┌─ PROVIDED MATERIAL

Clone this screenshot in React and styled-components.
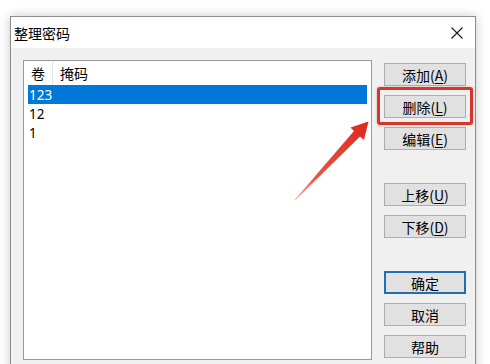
import styled, { createGlobalStyle } from "styled-components";

const GlobalStyle = createGlobalStyle`
  html, body {
    margin: 0;
    padding: 0;
    background: #ffffff;
    overflow: hidden;
  }
  * {
    box-sizing: border-box;
  }
`;

const rows = ["123", "12", "1"];

export default function App() {
  return (
    <Page>
      <GlobalStyle />
      <Window>
        <TitleBar>
          <Title>整理密码</Title>
          <CloseButton aria-label="关闭">
            <svg width="12" height="12" viewBox="0 0 12 12">
              <path d="M0.5 0.5 L11.5 11.5 M11.5 0.5 L0.5 11.5" stroke="#1a1a1a" strokeWidth="1.1" fill="none" />
            </svg>
          </CloseButton>
        </TitleBar>

        <Body>
          <ListBox>
            <Header>
              <HeaderCell $width={25}>卷</HeaderCell>
              <HeaderCell>掩码</HeaderCell>
            </Header>
            {rows.map((r, i) => (
              <Row key={r} $selected={i === 0}>
                {r}
              </Row>
            ))}
          </ListBox>

          <ButtonColumn>
            <Button>
              添加(<u>A</u>)
            </Button>
            <Highlighted>
              <Button>
                删除(<u>L</u>)
              </Button>
              <RedBox />
            </Highlighted>
            <Button>
              编辑(<u>E</u>)
            </Button>

            <Button $groupStart>
              上移(<u>U</u>)
            </Button>
            <Button>
              下移(<u>D</u>)
            </Button>

            <Button $groupStart $default>
              确定
            </Button>
            <Button>取消</Button>
            <Button>帮助</Button>
          </ButtonColumn>
        </Body>
      </Window>

      <Arrow width="490" height="364" viewBox="0 0 490 364">
        <defs>
          <linearGradient id="arrowFill" x1="295" y1="200" x2="368" y2="122" gradientUnits="userSpaceOnUse">
            <stop offset="0" stopColor="#f0b0a6" />
            <stop offset="0.3" stopColor="#e85443" />
            <stop offset="1" stopColor="#e0261c" />
          </linearGradient>
        </defs>
        <polygon
          points="295.3,200.3 360,136.5 364,140 368.5,121.5 350.5,127.5 354,131 294.7,199.7"
          fill="url(#arrowFill)"
        />
      </Arrow>
    </Page>
  );
}

const Page = styled.div`
  position: relative;
  width: 490px;
  height: 364px;
  padding: 16px 0 0 10px;
  overflow: hidden;
  font-family: "Noto Sans", "Noto Sans CJK SC", sans-serif;
`;

const Window = styled.div`
  width: 466px;
  height: 360px;
  border: 1px solid #8c8c8c;
  background: #f0f0f0;
  box-shadow: 0 0 10px rgba(0, 0, 0, 0.22);
  display: flex;
  flex-direction: column;
`;

const TitleBar = styled.div`
  height: 31px;
  background: #ffffff;
  display: flex;
  align-items: center;
  justify-content: space-between;
  padding: 0 12px 0 3px;
`;

const Title = styled.span`
  font-family: "Noto Sans CJK SC", sans-serif;
  font-size: 14px;
  color: #000000;
`;

const CloseButton = styled.div`
  width: 12px;
  height: 12px;
  display: flex;
  margin-top: 1px;
`;

const Body = styled.div`
  flex: 1;
  display: flex;
  padding: 12px 9px 0 12px;
`;

const ListBox = styled.div`
  width: 349px;
  height: 300px;
  background: #ffffff;
  border: 1px solid #9a9a9a;
  padding: 0 3px 0 4px;
`;

const Header = styled.div`
  height: 24px;
  display: flex;
  align-items: stretch;
`;

const HeaderCell = styled.div`
  width: ${(p) => (p.$width ? `${p.$width}px` : "auto")};
  flex: ${(p) => (p.$width ? "none" : "1")};
  display: flex;
  align-items: center;
  padding-left: ${(p) => (p.$width ? "3px" : "7px")};
  border-right: ${(p) => (p.$width ? "1px solid #e5e5e5" : "none")};
  font-family: "Noto Sans CJK SC", sans-serif;
  font-size: 14px;
  color: #000000;
`;

const Row = styled.div`
  height: 19px;
  display: flex;
  align-items: center;
  padding-left: 1px;
  margin-right: 1px;
  font-size: 13.5px;
  color: ${(p) => (p.$selected ? "#ffffff" : "#000000")};
  background: ${(p) => (p.$selected ? "#0078d7" : "transparent")};
`;

const ButtonColumn = styled.div`
  margin-left: 12px;
  width: 82px;
  padding-top: 3px;
  display: flex;
  flex-direction: column;
  gap: 9px;
`;

const Button = styled.div`
  height: 23px;
  display: flex;
  align-items: center;
  justify-content: center;
  background: #e1e1e1;
  border: ${(p) => (p.$default ? "2px solid #1f6fb2" : "1px solid #adadad")};
  margin-top: ${(p) => (p.$groupStart ? "24px" : "0")};
  font-family: "Noto Sans CJK SC", sans-serif;
  font-size: 14px;
  color: #000000;

  u {
    text-decoration-thickness: 1px;
    text-underline-offset: 2px;
  }
`;

const Highlighted = styled.div`
  position: relative;
`;

const RedBox = styled.div`
  position: absolute;
  left: -7px;
  right: -7px;
  top: -8px;
  bottom: -7px;
  border: 3px solid #d6352b;
  border-radius: 3px;
  box-shadow: 0 0 2px rgba(180, 40, 30, 0.4);
  pointer-events: none;
`;

const Arrow = styled.svg`
  position: absolute;
  left: 0;
  top: 0;
  pointer-events: none;
`;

└─

WHAT IS BEING ASKED: The lines from the start of the data through the line that contains "</TitleBar>" are to be returned exactly, please, with both ends included and every picture left out.

THE ANSWER:
Clone this screenshot in React and styled-components.
import styled, { createGlobalStyle } from "styled-components";

const GlobalStyle = createGlobalStyle`
  html, body {
    margin: 0;
    padding: 0;
    background: #ffffff;
    overflow: hidden;
  }
  * {
    box-sizing: border-box;
  }
`;

const rows = ["123", "12", "1"];

export default function App() {
  return (
    <Page>
      <GlobalStyle />
      <Window>
        <TitleBar>
          <Title>整理密码</Title>
          <CloseButton aria-label="关闭">
            <svg width="12" height="12" viewBox="0 0 12 12">
              <path d="M0.5 0.5 L11.5 11.5 M11.5 0.5 L0.5 11.5" stroke="#1a1a1a" strokeWidth="1.1" fill="none" />
            </svg>
          </CloseButton>
        </TitleBar>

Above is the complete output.